Il secondo gruppo si può considerare caratterizzato dalla vena «popolare» percepibile nei testi brevi o in alcune delle melodie citate. Tuttavia, la trama polifonica non è più semplice: organici di 5 o 6 voci e scrittura canonica caratterizzano queste chansons nelle quali Josquin sembra rifarsi a un repertorio orale. Il testo di Allegez moy doulce plaisant brunette presenta un verso-refrain («dessoubz la boudinette», ovvero sotto l’ombelico) il cui significato sbarazzino ne ha assicurato la popolarità, come testimoniano Jean Molinet, Noël Du Fail, Clément Marot o Ronsard. Petite camusette (titolo che incontriamo, come Ma bouche rit, in Johannes Ockeghem, del quale Josquin potrebbe essere stato allievo) evoca Robin e Marion, antichi personaggi teatrali messi in scena dal XIII secolo nel Jeu de Robin et Marion di Adam de La Halle. Fanno parte di questo gruppo anche Scaramella e El Grillo, i cui testi italiani ricordano il carattere cosmopolita della vita intellettuale del Rinascimento.
La figura di Faulte d’argent (‘Mancanza di soldi’), formula proverbiale attestata in François Villon nel XV secolo, che in Rabelais designa un’imminente epidemia, ma che si riferisce al contempo a un personaggio da farsa (allegoria della povertà), fa ugualmente parte dell’universo dei teatrini ambulanti e riprende una melodia dal profilo semplice e facilmente memorizzabile. In Baises moy, ma doulce amye un giovane dialoga con una ragazza troppo assennata che rifiuta di «fare la follia» per non contrariare sua madre; una trama musicale fornita a 6 voci e il processo del canone prevalgono tuttavia qui sull’enfasi musicale di questo dialogo.

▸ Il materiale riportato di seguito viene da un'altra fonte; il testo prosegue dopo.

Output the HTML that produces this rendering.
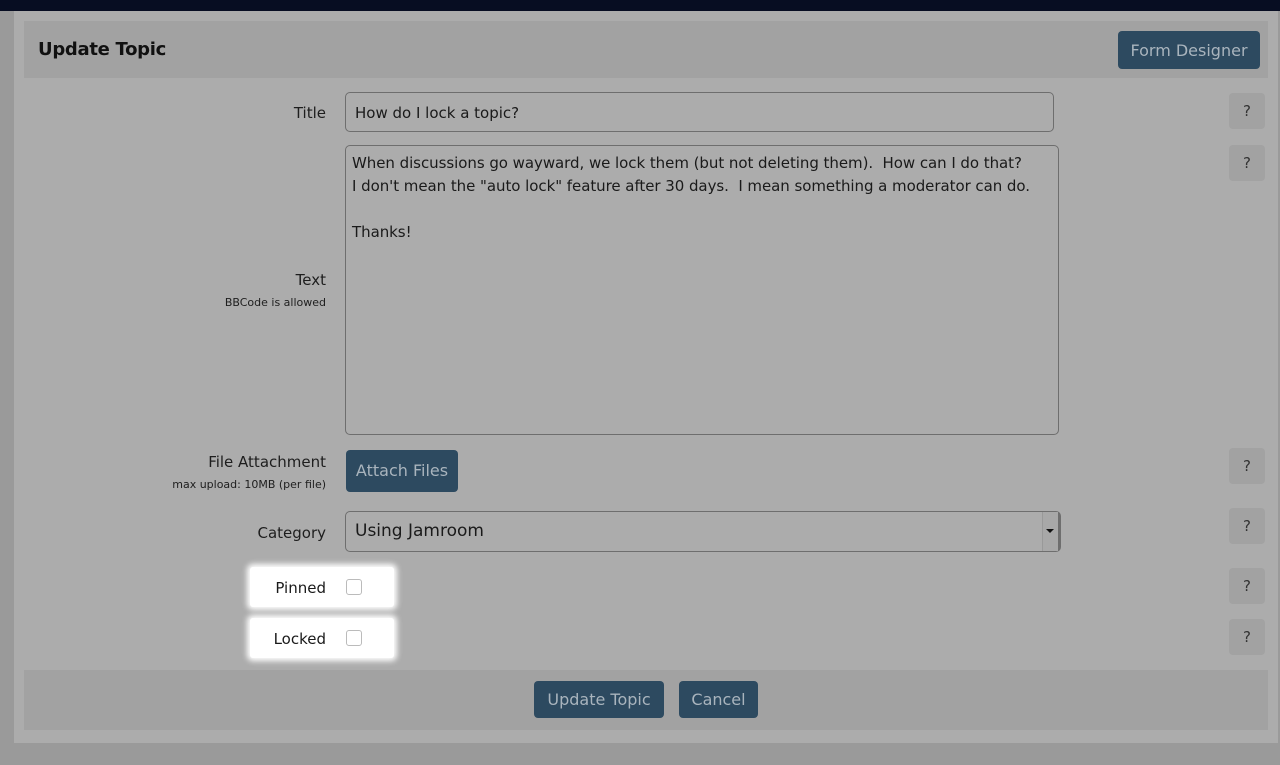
<!DOCTYPE html>
<html><head><style>
*{box-sizing:border-box}
body{margin:0;width:1280px;height:765px;background:#9a9a9a;font-family:"DejaVu Sans","Liberation Sans",sans-serif;position:relative;overflow:hidden;color:#1a1a1a}
.top{position:absolute;left:0;top:0;width:1280px;height:11px;background:#070d22}
.panel{position:absolute;left:14px;top:11px;width:1264px;height:732px;background:#acacac}
.hdr{position:absolute;left:24px;top:21px;width:1244px;height:57px;background:#a2a2a2}
.hdr h1{position:absolute;left:14px;top:18px;margin:0;font-size:18px;font-weight:bold;color:#111;letter-spacing:-0.3px}
.btn{position:absolute;background:#2d4a60;color:#a9b4bd;border-radius:4px;font-size:16px;text-align:center}
.lbl{position:absolute;right:954px;font-size:15px;text-align:right;color:#1e1e1e}
.sub{position:absolute;right:954px;font-size:11px;text-align:right;color:#1e1e1e}
.inp{position:absolute;border:1px solid #6e6e6e;border-radius:5px;background:#acacac;font-size:15px;color:#1a1a1a}
.q{position:absolute;left:1229px;width:36px;height:36px;background:#a2a2a2;border-radius:4px;text-align:center;line-height:36px;font-size:15px;color:#333}
.hl{position:absolute;left:250px;width:144px;height:40px;background:#fff;box-shadow:0 0 6px 3px #fff;border-radius:3px}
.hl span{position:absolute;right:68px;top:12px;font-size:15px}
.cb{position:absolute;left:96px;top:12px;width:16px;height:16px;border:1px solid #bbb;border-radius:3px;background:#fff}
.ftr{position:absolute;left:24px;top:670px;width:1244px;height:60px;background:#a2a2a2}
</style></head><body>
<div class="top"></div>
<div class="panel"></div>
<div class="hdr"><h1>Update Topic</h1></div>
<div class="btn" style="left:1118px;top:31px;width:142px;height:38px;line-height:39px">Form Designer</div>

<div class="lbl" style="top:104px">Title</div>
<div class="inp" style="left:345px;top:92px;width:709px;height:40px;padding:11px 9px">How do I lock a topic?</div>
<div class="q" style="top:93px">?</div>

<div class="lbl" style="top:271px">Text</div>
<div class="sub" style="top:296px">BBCode is allowed</div>
<div class="inp" style="left:345px;top:145px;width:714px;height:290px;padding:6px 6px;line-height:23px;letter-spacing:-0.05px">When discussions go wayward, we lock them (but not deleting them).&nbsp; How can I do that?<br>I don't mean the "auto lock" feature after 30 days.&nbsp; I mean something a moderator can do.<br><br>Thanks!</div>
<div class="q" style="top:145px">?</div>

<div class="lbl" style="top:453px">File Attachment</div>
<div class="sub" style="top:478px">max upload: 10MB (per file)</div>
<div class="btn" style="left:346px;top:450px;width:112px;height:42px;line-height:42px">Attach Files</div>
<div class="q" style="top:448px">?</div>

<div class="lbl" style="top:524px">Category</div>
<div class="inp" style="left:345px;top:511px;width:716px;height:41px;padding:9px 9px;font-size:17px;border-right:3px solid #6e6e6e">Using Jamroom<div style="position:absolute;right:0;top:0;width:16px;height:39px;background:#a8a8a8;border-left:1px solid #999"></div><div style="position:absolute;right:4px;top:17px;border:4px solid transparent;border-top:4px solid #111;border-bottom:0"></div></div>
<div class="q" style="top:508px">?</div>

<div class="hl" style="top:567px"><span>Pinned</span><div class="cb"></div></div>
<div class="q" style="top:568px">?</div>
<div class="hl" style="top:618px"><span>Locked</span><div class="cb"></div></div>
<div class="q" style="top:619px">?</div>

<div class="ftr"></div>
<div class="btn" style="left:534px;top:681px;width:130px;height:37px;line-height:38px">Update Topic</div>
<div class="btn" style="left:679px;top:681px;width:79px;height:37px;line-height:38px">Cancel</div>
</body></html>
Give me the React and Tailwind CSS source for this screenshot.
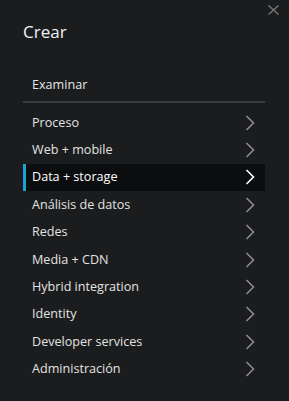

Infine, un ultimo gruppo è costituito da brani eccezionali: una canzone-mottetto di Josquin et due mottetti neo-latini di compositori della generazione successiva che hanno in comune lo scopo di rendergli omaggio.
La déploration sur la mort de Jehan de Ockeghem († 1497) è una canzone-mottetto che unisce il mondo della corte e quello della Chiesa. All’interno del poema di Molinet (Nymphes des bois) Josquin fa cantare al tenore l’introito della Messa dei Morti (Requiem aeternam), ma con la melodia abbassata di un semitono, per inserirsi nel modo di mi (frigio), così tipico del lamento; possiamo vedervi un’eco all’ingiunzione del poema: «Changez vos voix fort claires et haultaines» (‘Mutatevi, o voci forti, chiare e acute’). Nell’elenco dei musicisti in lutto della sezione finale, Josquin, Brumel, Pirchon [Pierre de La Rue], Compère, lui si colloca al primo posto tra gli eredi di questo maestro del contrappunto.